>>>

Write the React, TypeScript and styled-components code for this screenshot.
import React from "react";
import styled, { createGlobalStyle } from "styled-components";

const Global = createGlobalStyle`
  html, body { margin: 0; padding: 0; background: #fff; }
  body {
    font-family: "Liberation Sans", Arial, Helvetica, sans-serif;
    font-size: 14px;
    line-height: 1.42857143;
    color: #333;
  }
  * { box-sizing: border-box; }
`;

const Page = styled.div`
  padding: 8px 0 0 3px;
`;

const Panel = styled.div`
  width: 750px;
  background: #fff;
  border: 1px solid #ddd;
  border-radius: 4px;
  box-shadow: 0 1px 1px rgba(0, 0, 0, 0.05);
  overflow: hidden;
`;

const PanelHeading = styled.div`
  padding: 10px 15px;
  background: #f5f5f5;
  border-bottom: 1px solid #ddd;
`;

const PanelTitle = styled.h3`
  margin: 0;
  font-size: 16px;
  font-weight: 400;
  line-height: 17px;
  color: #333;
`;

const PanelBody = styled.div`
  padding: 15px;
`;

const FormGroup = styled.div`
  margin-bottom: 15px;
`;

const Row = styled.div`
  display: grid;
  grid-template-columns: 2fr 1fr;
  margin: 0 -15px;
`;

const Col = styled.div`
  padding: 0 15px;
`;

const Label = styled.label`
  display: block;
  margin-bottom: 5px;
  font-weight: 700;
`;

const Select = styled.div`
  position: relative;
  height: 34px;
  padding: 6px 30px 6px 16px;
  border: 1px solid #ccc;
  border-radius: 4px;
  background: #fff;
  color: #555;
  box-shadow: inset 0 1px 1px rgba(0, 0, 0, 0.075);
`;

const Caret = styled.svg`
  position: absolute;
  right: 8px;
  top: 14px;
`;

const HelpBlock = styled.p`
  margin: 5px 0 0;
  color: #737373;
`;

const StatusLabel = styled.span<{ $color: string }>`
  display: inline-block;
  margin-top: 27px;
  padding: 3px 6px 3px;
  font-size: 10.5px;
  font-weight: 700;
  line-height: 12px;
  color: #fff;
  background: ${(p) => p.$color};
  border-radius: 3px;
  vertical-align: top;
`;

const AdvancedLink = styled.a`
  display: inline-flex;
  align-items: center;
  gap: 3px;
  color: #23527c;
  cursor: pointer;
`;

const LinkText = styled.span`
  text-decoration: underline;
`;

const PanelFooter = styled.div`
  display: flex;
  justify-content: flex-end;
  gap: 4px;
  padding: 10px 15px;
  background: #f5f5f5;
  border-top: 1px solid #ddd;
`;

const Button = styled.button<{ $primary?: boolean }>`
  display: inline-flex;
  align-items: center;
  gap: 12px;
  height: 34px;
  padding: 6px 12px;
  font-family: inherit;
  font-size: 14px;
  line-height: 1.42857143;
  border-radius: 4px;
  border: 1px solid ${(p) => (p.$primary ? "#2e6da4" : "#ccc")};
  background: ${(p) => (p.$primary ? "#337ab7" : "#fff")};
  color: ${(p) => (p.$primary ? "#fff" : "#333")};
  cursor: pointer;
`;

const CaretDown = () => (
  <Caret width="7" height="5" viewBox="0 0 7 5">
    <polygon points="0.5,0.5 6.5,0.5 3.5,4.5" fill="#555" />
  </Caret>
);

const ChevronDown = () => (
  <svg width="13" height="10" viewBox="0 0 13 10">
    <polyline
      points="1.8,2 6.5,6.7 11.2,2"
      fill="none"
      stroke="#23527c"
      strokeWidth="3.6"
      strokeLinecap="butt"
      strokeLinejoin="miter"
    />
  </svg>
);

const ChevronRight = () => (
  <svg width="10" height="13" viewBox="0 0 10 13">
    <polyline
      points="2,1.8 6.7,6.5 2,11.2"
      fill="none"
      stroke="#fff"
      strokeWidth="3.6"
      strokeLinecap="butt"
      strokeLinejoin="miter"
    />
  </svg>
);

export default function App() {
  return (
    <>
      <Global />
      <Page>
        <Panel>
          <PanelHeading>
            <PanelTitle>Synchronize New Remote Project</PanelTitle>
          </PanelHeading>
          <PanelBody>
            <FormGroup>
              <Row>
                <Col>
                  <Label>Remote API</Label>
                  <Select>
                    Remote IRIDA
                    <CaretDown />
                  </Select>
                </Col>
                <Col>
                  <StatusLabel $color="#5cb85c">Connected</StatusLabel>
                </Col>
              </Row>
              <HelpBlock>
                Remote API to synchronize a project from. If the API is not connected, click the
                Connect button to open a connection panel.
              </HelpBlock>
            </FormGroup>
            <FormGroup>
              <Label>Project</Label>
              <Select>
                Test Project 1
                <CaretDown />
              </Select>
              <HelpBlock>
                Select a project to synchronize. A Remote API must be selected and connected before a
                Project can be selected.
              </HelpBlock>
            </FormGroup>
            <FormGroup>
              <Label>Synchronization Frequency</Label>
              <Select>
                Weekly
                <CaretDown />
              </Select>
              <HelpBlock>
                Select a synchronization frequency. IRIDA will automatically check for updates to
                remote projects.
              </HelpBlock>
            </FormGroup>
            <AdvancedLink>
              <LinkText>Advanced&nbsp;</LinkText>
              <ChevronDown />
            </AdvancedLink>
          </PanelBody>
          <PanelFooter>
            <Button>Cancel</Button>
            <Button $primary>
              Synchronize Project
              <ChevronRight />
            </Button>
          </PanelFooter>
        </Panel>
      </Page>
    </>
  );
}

<<<

■ Exercise prompt: All of the data needs to be reproduced exactly, with no line missing.

■ Exercise answer:
Write the React, TypeScript and styled-components code for this screenshot.
import React from "react";
import styled, { createGlobalStyle } from "styled-components";

const Global = createGlobalStyle`
  html, body { margin: 0; padding: 0; background: #fff; }
  body {
    font-family: "Liberation Sans", Arial, Helvetica, sans-serif;
    font-size: 14px;
    line-height: 1.42857143;
    color: #333;
  }
  * { box-sizing: border-box; }
`;

const Page = styled.div`
  padding: 8px 0 0 3px;
`;

const Panel = styled.div`
  width: 750px;
  background: #fff;
  border: 1px solid #ddd;
  border-radius: 4px;
  box-shadow: 0 1px 1px rgba(0, 0, 0, 0.05);
  overflow: hidden;
`;

const PanelHeading = styled.div`
  padding: 10px 15px;
  background: #f5f5f5;
  border-bottom: 1px solid #ddd;
`;

const PanelTitle = styled.h3`
  margin: 0;
  font-size: 16px;
  font-weight: 400;
  line-height: 17px;
  color: #333;
`;

const PanelBody = styled.div`
  padding: 15px;
`;

const FormGroup = styled.div`
  margin-bottom: 15px;
`;

const Row = styled.div`
  display: grid;
  grid-template-columns: 2fr 1fr;
  margin: 0 -15px;
`;

const Col = styled.div`
  padding: 0 15px;
`;

const Label = styled.label`
  display: block;
  margin-bottom: 5px;
  font-weight: 700;
`;

const Select = styled.div`
  position: relative;
  height: 34px;
  padding: 6px 30px 6px 16px;
  border: 1px solid #ccc;
  border-radius: 4px;
  background: #fff;
  color: #555;
  box-shadow: inset 0 1px 1px rgba(0, 0, 0, 0.075);
`;

const Caret = styled.svg`
  position: absolute;
  right: 8px;
  top: 14px;
`;

const HelpBlock = styled.p`
  margin: 5px 0 0;
  color: #737373;
`;

const StatusLabel = styled.span<{ $color: string }>`
  display: inline-block;
  margin-top: 27px;
  padding: 3px 6px 3px;
  font-size: 10.5px;
  font-weight: 700;
  line-height: 12px;
  color: #fff;
  background: ${(p) => p.$color};
  border-radius: 3px;
  vertical-align: top;
`;

const AdvancedLink = styled.a`
  display: inline-flex;
  align-items: center;
  gap: 3px;
  color: #23527c;
  cursor: pointer;
`;

const LinkText = styled.span`
  text-decoration: underline;
`;

const PanelFooter = styled.div`
  display: flex;
  justify-content: flex-end;
  gap: 4px;
  padding: 10px 15px;
  background: #f5f5f5;
  border-top: 1px solid #ddd;
`;

const Button = styled.button<{ $primary?: boolean }>`
  display: inline-flex;
  align-items: center;
  gap: 12px;
  height: 34px;
  padding: 6px 12px;
  font-family: inherit;
  font-size: 14px;
  line-height: 1.42857143;
  border-radius: 4px;
  border: 1px solid ${(p) => (p.$primary ? "#2e6da4" : "#ccc")};
  background: ${(p) => (p.$primary ? "#337ab7" : "#fff")};
  color: ${(p) => (p.$primary ? "#fff" : "#333")};
  cursor: pointer;
`;

const CaretDown = () => (
  <Caret width="7" height="5" viewBox="0 0 7 5">
    <polygon points="0.5,0.5 6.5,0.5 3.5,4.5" fill="#555" />
  </Caret>
);

const ChevronDown = () => (
  <svg width="13" height="10" viewBox="0 0 13 10">
    <polyline
      points="1.8,2 6.5,6.7 11.2,2"
      fill="none"
      stroke="#23527c"
      strokeWidth="3.6"
      strokeLinecap="butt"
      strokeLinejoin="miter"
    />
  </svg>
);

const ChevronRight = () => (
  <svg width="10" height="13" viewBox="0 0 10 13">
    <polyline
      points="2,1.8 6.7,6.5 2,11.2"
      fill="none"
      stroke="#fff"
      strokeWidth="3.6"
      strokeLinecap="butt"
      strokeLinejoin="miter"
    />
  </svg>
);

export default function App() {
  return (
    <>
      <Global />
      <Page>
        <Panel>
          <PanelHeading>
            <PanelTitle>Synchronize New Remote Project</PanelTitle>
          </PanelHeading>
          <PanelBody>
            <FormGroup>
              <Row>
                <Col>
                  <Label>Remote API</Label>
                  <Select>
                    Remote IRIDA
                    <CaretDown />
                  </Select>
                </Col>
                <Col>
                  <StatusLabel $color="#5cb85c">Connected</StatusLabel>
                </Col>
              </Row>
              <HelpBlock>
                Remote API to synchronize a project from. If the API is not connected, click the
                Connect button to open a connection panel.
              </HelpBlock>
            </FormGroup>
            <FormGroup>
              <Label>Project</Label>
              <Select>
                Test Project 1
                <CaretDown />
              </Select>
              <HelpBlock>
                Select a project to synchronize. A Remote API must be selected and connected before a
                Project can be selected.
              </HelpBlock>
            </FormGroup>
            <FormGroup>
              <Label>Synchronization Frequency</Label>
              <Select>
                Weekly
                <CaretDown />
              </Select>
              <HelpBlock>
                Select a synchronization frequency. IRIDA will automatically check for updates to
                remote projects.
              </HelpBlock>
            </FormGroup>
            <AdvancedLink>
              <LinkText>Advanced&nbsp;</LinkText>
              <ChevronDown />
            </AdvancedLink>
          </PanelBody>
          <PanelFooter>
            <Button>Cancel</Button>
            <Button $primary>
              Synchronize Project
              <ChevronRight />
            </Button>
          </PanelFooter>
        </Panel>
      </Page>
    </>
  );
}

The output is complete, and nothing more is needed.